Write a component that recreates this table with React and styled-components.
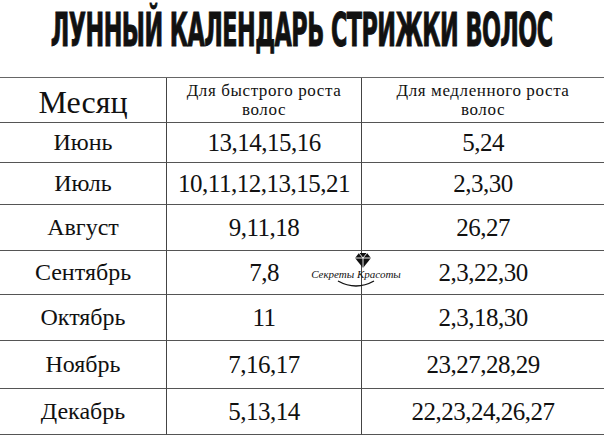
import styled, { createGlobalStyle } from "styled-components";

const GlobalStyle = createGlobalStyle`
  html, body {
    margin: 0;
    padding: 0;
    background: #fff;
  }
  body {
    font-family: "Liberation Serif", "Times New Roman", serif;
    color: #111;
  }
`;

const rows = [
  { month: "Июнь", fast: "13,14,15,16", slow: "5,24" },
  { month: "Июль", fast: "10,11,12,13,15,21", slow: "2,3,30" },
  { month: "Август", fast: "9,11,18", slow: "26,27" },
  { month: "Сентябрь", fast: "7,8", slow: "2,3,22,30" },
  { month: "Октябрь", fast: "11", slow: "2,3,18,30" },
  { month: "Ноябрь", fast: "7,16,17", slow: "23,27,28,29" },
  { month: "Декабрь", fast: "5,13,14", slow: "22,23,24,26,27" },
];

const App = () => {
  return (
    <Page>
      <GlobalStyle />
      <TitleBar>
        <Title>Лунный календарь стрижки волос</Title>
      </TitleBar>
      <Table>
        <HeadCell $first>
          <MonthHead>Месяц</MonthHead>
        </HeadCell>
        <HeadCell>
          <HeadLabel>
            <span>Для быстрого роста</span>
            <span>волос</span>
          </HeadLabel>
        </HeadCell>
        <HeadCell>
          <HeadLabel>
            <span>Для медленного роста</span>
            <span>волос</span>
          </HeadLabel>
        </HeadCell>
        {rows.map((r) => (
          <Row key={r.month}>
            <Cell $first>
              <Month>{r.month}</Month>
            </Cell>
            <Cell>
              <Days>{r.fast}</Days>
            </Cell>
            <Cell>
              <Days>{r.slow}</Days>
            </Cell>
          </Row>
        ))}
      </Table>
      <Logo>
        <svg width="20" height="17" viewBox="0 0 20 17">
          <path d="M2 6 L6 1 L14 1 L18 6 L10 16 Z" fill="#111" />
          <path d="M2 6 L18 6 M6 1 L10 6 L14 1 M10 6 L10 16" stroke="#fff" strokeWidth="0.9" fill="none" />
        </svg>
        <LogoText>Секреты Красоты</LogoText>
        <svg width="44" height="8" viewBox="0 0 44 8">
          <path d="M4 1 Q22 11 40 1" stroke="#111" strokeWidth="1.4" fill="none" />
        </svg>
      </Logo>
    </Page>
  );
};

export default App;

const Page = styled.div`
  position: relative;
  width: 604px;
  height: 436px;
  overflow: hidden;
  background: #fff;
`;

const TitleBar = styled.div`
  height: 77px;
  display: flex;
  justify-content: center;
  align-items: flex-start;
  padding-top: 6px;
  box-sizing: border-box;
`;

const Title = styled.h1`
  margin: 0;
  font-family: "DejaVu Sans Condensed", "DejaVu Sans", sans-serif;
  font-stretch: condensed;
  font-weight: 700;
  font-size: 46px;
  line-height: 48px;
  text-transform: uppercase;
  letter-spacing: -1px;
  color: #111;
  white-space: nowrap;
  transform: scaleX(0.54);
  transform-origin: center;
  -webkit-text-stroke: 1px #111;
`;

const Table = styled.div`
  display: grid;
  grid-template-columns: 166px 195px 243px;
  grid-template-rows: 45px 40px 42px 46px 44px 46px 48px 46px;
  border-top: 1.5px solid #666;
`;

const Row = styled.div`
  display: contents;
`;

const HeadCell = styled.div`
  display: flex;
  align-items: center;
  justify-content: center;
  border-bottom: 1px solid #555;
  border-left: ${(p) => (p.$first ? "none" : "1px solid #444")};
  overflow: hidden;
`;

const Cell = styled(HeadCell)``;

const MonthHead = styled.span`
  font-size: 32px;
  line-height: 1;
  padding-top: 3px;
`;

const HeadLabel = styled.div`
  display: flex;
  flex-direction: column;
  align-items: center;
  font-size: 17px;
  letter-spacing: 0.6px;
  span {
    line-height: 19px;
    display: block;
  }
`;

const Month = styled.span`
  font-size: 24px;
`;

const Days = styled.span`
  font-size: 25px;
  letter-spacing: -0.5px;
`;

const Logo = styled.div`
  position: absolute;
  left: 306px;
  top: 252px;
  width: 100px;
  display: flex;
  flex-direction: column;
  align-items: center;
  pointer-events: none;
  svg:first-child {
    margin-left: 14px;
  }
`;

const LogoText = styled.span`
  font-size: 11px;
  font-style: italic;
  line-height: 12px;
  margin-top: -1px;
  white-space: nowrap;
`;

▶ [WHAT IS NEEDED]: Reproduce every line precisely as given, omitting all pictures.

▶ [SOLUTION]:
Write a component that recreates this table with React and styled-components.
import styled, { createGlobalStyle } from "styled-components";

const GlobalStyle = createGlobalStyle`
  html, body {
    margin: 0;
    padding: 0;
    background: #fff;
  }
  body {
    font-family: "Liberation Serif", "Times New Roman", serif;
    color: #111;
  }
`;

const rows = [
  { month: "Июнь", fast: "13,14,15,16", slow: "5,24" },
  { month: "Июль", fast: "10,11,12,13,15,21", slow: "2,3,30" },
  { month: "Август", fast: "9,11,18", slow: "26,27" },
  { month: "Сентябрь", fast: "7,8", slow: "2,3,22,30" },
  { month: "Октябрь", fast: "11", slow: "2,3,18,30" },
  { month: "Ноябрь", fast: "7,16,17", slow: "23,27,28,29" },
  { month: "Декабрь", fast: "5,13,14", slow: "22,23,24,26,27" },
];

const App = () => {
  return (
    <Page>
      <GlobalStyle />
      <TitleBar>
        <Title>Лунный календарь стрижки волос</Title>
      </TitleBar>
      <Table>
        <HeadCell $first>
          <MonthHead>Месяц</MonthHead>
        </HeadCell>
        <HeadCell>
          <HeadLabel>
            <span>Для быстрого роста</span>
            <span>волос</span>
          </HeadLabel>
        </HeadCell>
        <HeadCell>
          <HeadLabel>
            <span>Для медленного роста</span>
            <span>волос</span>
          </HeadLabel>
        </HeadCell>
        {rows.map((r) => (
          <Row key={r.month}>
            <Cell $first>
              <Month>{r.month}</Month>
            </Cell>
            <Cell>
              <Days>{r.fast}</Days>
            </Cell>
            <Cell>
              <Days>{r.slow}</Days>
            </Cell>
          </Row>
        ))}
      </Table>
      <Logo>
        <svg width="20" height="17" viewBox="0 0 20 17">
          <path d="M2 6 L6 1 L14 1 L18 6 L10 16 Z" fill="#111" />
          <path d="M2 6 L18 6 M6 1 L10 6 L14 1 M10 6 L10 16" stroke="#fff" strokeWidth="0.9" fill="none" />
        </svg>
        <LogoText>Секреты Красоты</LogoText>
        <svg width="44" height="8" viewBox="0 0 44 8">
          <path d="M4 1 Q22 11 40 1" stroke="#111" strokeWidth="1.4" fill="none" />
        </svg>
      </Logo>
    </Page>
  );
};

export default App;

const Page = styled.div`
  position: relative;
  width: 604px;
  height: 436px;
  overflow: hidden;
  background: #fff;
`;

const TitleBar = styled.div`
  height: 77px;
  display: flex;
  justify-content: center;
  align-items: flex-start;
  padding-top: 6px;
  box-sizing: border-box;
`;

const Title = styled.h1`
  margin: 0;
  font-family: "DejaVu Sans Condensed", "DejaVu Sans", sans-serif;
  font-stretch: condensed;
  font-weight: 700;
  font-size: 46px;
  line-height: 48px;
  text-transform: uppercase;
  letter-spacing: -1px;
  color: #111;
  white-space: nowrap;
  transform: scaleX(0.54);
  transform-origin: center;
  -webkit-text-stroke: 1px #111;
`;

const Table = styled.div`
  display: grid;
  grid-template-columns: 166px 195px 243px;
  grid-template-rows: 45px 40px 42px 46px 44px 46px 48px 46px;
  border-top: 1.5px solid #666;
`;

const Row = styled.div`
  display: contents;
`;

const HeadCell = styled.div`
  display: flex;
  align-items: center;
  justify-content: center;
  border-bottom: 1px solid #555;
  border-left: ${(p) => (p.$first ? "none" : "1px solid #444")};
  overflow: hidden;
`;

const Cell = styled(HeadCell)``;

const MonthHead = styled.span`
  font-size: 32px;
  line-height: 1;
  padding-top: 3px;
`;

const HeadLabel = styled.div`
  display: flex;
  flex-direction: column;
  align-items: center;
  font-size: 17px;
  letter-spacing: 0.6px;
  span {
    line-height: 19px;
    display: block;
  }
`;

const Month = styled.span`
  font-size: 24px;
`;

const Days = styled.span`
  font-size: 25px;
  letter-spacing: -0.5px;
`;

const Logo = styled.div`
  position: absolute;
  left: 306px;
  top: 252px;
  width: 100px;
  display: flex;
  flex-direction: column;
  align-items: center;
  pointer-events: none;
  svg:first-child {
    margin-left: 14px;
  }
`;

const LogoText = styled.span`
  font-size: 11px;
  font-style: italic;
  line-height: 12px;
  margin-top: -1px;
  white-space: nowrap;
`;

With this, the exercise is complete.